Now that I'm in my late 50's, I understand this even more.  God knows this better than we do and still wants us to honor our parents.  It's His first commandment with promise.  Of course, we will never be in total agreement with everything our parents do.  We are all different, even as we grow in our faith, we naturally have different opinions about many things.  God still knows that having children and raising them the best we know how will still have us fall short yet He expects us to honor and respect our parents.  
So, what does it mean to Honor our parents? Remember, God does not say honor them if they do everything right. He says, honor your parents regardless because they chose to bring you into the world and raise you. For example, many of us honor the military for their sacrifice and dedication to our country. They are not perfect but they are doing something super amazing in my view.  Really, having some consideration and respect while in your parent's home or having conversation is simple and not that complicated.  It takes time, resources, commitment and unconditional love to care for our kids. It takes true sacrifice to be a good parent. Life is all about giving and building a strong family foundation so our kids will learn and grow up to do better than we did. That is what most parents want and strive for. A better life and legacy that we can pass on to our kids.
If you are struggling to love and honor your parents, I pray that God will give you a desire to forgive them and see them differently even if they hurt you in the past.
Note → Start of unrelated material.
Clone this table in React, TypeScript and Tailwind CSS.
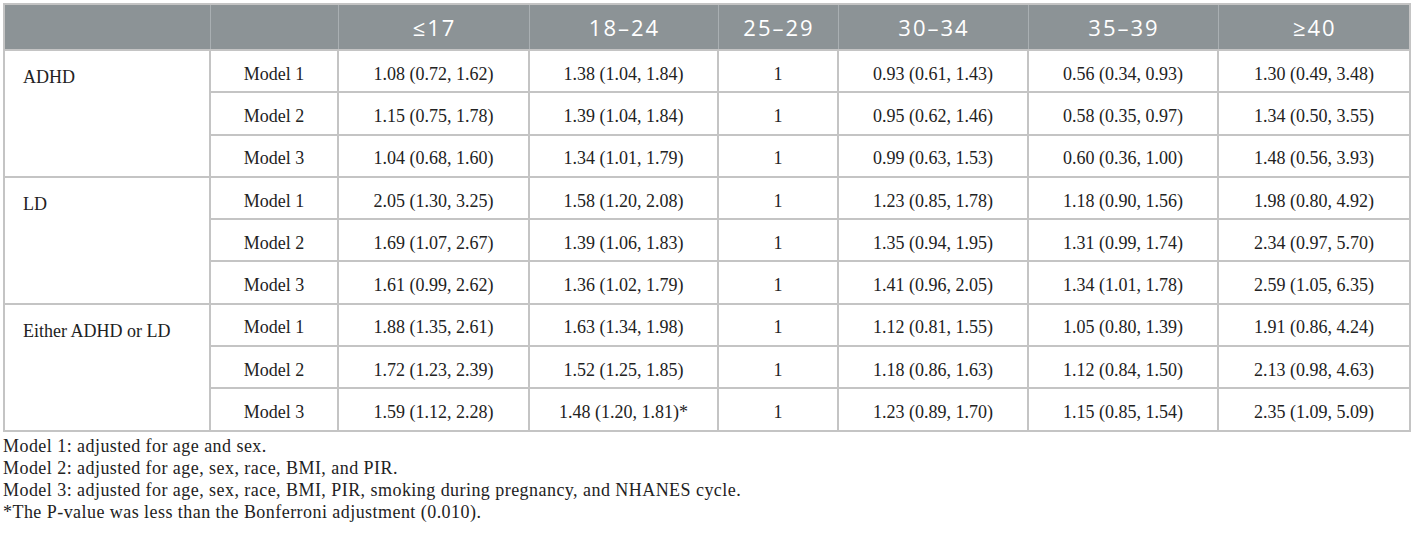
const headers = ['\u226417', '18\u201324', '25\u201329', '30\u201334', '35\u201339', '\u226540']

const groups = [
    {
        name: 'ADHD',
        rows: [
            ['1.08 (0.72, 1.62)', '1.38 (1.04, 1.84)', '1', '0.93 (0.61, 1.43)', '0.56 (0.34, 0.93)', '1.30 (0.49, 3.48)'],
            ['1.15 (0.75, 1.78)', '1.39 (1.04, 1.84)', '1', '0.95 (0.62, 1.46)', '0.58 (0.35, 0.97)', '1.34 (0.50, 3.55)'],
            ['1.04 (0.68, 1.60)', '1.34 (1.01, 1.79)', '1', '0.99 (0.63, 1.53)', '0.60 (0.36, 1.00)', '1.48 (0.56, 3.93)'],
        ],
    },
    {
        name: 'LD',
        rows: [
            ['2.05 (1.30, 3.25)', '1.58 (1.20, 2.08)', '1', '1.23 (0.85, 1.78)', '1.18 (0.90, 1.56)', '1.98 (0.80, 4.92)'],
            ['1.69 (1.07, 2.67)', '1.39 (1.06, 1.83)', '1', '1.35 (0.94, 1.95)', '1.31 (0.99, 1.74)', '2.34 (0.97, 5.70)'],
            ['1.61 (0.99, 2.62)', '1.36 (1.02, 1.79)', '1', '1.41 (0.96, 2.05)', '1.34 (1.01, 1.78)', '2.59 (1.05, 6.35)'],
        ],
    },
    {
        name: 'Either ADHD or LD',
        rows: [
            ['1.88 (1.35, 2.61)', '1.63 (1.34, 1.98)', '1', '1.12 (0.81, 1.55)', '1.05 (0.80, 1.39)', '1.91 (0.86, 4.24)'],
            ['1.72 (1.23, 2.39)', '1.52 (1.25, 1.85)', '1', '1.18 (0.86, 1.63)', '1.12 (0.84, 1.50)', '2.13 (0.98, 4.63)'],
            ['1.59 (1.12, 2.28)', '1.48 (1.20, 1.81)*', '1', '1.23 (0.89, 1.70)', '1.15 (0.85, 1.54)', '2.35 (1.09, 5.09)'],
        ],
    },
]

const notes = [
    'Model 1: adjusted for age and sex.',
    'Model 2: adjusted for age, sex, race, BMI, and PIR.',
    'Model 3: adjusted for age, sex, race, BMI, PIR, smoking during pregnancy, and NHANES cycle.',
    '*The P-value was less than the Bonferroni adjustment (0.010).',
]

const widths = ['w-[206px]', 'w-[128px]', 'w-[191px]', 'w-[189px]', 'w-[120px]', 'w-[190px]', 'w-[190px]', 'w-[192px]']

const App = () => {
    return (
        <div className="bg-white w-[1412px] h-[535px] pt-[3px] px-[3px] font-['Liberation_Serif',serif] text-[#222]">
            <table className="table-fixed border-collapse w-[1406px] border-2 border-[#c4c4c4]">
                <colgroup>
                    {widths.map((w, i) => (
                        <col key={i} className={w} />
                    ))}
                </colgroup>
                <thead>
                    <tr className="h-[46px] bg-[#8c9396] text-white font-['Open_Sans',sans-serif] text-[22px]">
                        <th className="border-r border-[#a9afb2]"></th>
                        <th className="border-r border-[#a9afb2]"></th>
                        {headers.map((h, i) => (
                            <th key={h} className={'font-normal text-center tracking-[2px] pl-[2px] ' + (i < 5 ? 'border-r border-[#a9afb2]' : '')}>
                                {h}
                            </th>
                        ))}
                    </tr>
                </thead>
                <tbody className="text-[18px]">
                    {groups.map((g) =>
                        g.rows.map((r, ri) => (
                            <tr key={g.name + ri} className="h-[42.3px]">
                                {ri === 0 && (
                                    <td rowSpan={3} className="align-top pl-[18px] pt-[13px] border-2 border-[#c4c4c4]">
                                        {g.name}
                                    </td>
                                )}
                                <td className="text-center pt-[6px] border-2 border-[#c4c4c4]">Model {ri + 1}</td>
                                {r.map((c, ci) => (
                                    <td key={ci} className="text-center pt-[6px] border-2 border-[#c4c4c4]">
                                        {c}
                                    </td>
                                ))}
                            </tr>
                        ))
                    )}
                </tbody>
            </table>
            <div className="mt-[3px] text-[18px] leading-[22px] tracking-[0.45px]">
                {notes.map((n) => (
                    <p key={n}>{n}</p>
                ))}
            </div>
        </div>
    )
}

export default App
Forgiving does not mean you agree with what they did to hurt you. You are not suggesting that by forgiving them, they are right. Forgiveness is always for our emotional and spiritual benefit because then you will have peace in life. Holding a grudge and being bitter about how someone hurt you is not going to make things better. It only hurts you. Pray for those who hurt you, including your parents. Remember that you are not perfect and have made mistakes also. The same way God gives us mercy and grace every single day, we need to have a heart of forgiveness and grace toward others, especially our parents and family members.